Iwaka's loyal retainer Tatebe Kanamenosuke attempted to rescue the children, but was himself captured and sentenced to death, to be beheaded at dawn. Sansho's daughter Osan turned into a fowl as the sun rose on the day of execution and chewed off the ropes of the prisoner.

Sansho then realises that Tatebe is his long lost son, and allows his son to kill him for all his evil deeds. Then, according to the 18th century kabuki play Yura no Minato Sengen Choja, Tatebe and Osan commit suicide.

Toyohara Chikanobu (豊原周延) (1838–1912), better known to his contemporaries as Yōshū Chikanobu (楊洲周延), was a prolific woodblock artist of Japan's Meiji period. His works capture the transition from the age of the samurai to Meiji modernity.

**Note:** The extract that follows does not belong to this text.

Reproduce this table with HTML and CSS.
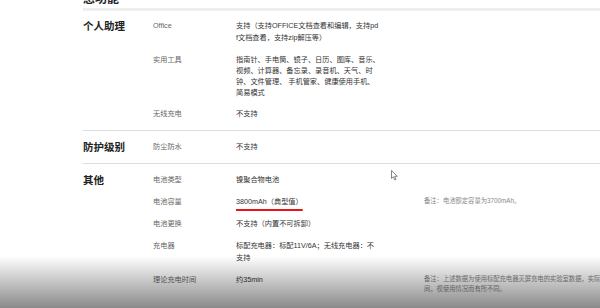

In 1875 (Meiji 8), he decided to try to make a living as an artist. He travelled to Tokyo. He found work as an artist for the Kaishin Shimbun. In addition, he produced nishiki-e artworks. In his younger days, he had studied the Kanō school of painting; but his interest was drawn to ukiyo-e.

Like many ukiyo-e artists, Chikanobu turned his attention towards a great variety of subjects. His work ranged from Japanese mythology to depictions of the battlefields of his lifetime to women's fashions. As well as a number of the other artists of this period, he too portrayed kabuki actors in character, and is well-known for his impressions of the mie (formal pose) of kabuki productions.

Chikanobu was known as a master of bijinga, images of beautiful women, and for illustrating changes in women's fashion, including both traditional and Western clothing. His work illustrated the changes in coiffures and make-up across time. For example, in Chikanobu's images in Mirror of Ages (1897), the hair styles of the Tenmei era, 1781-1789 are distinguished from those of the Keio era, 1865-1867.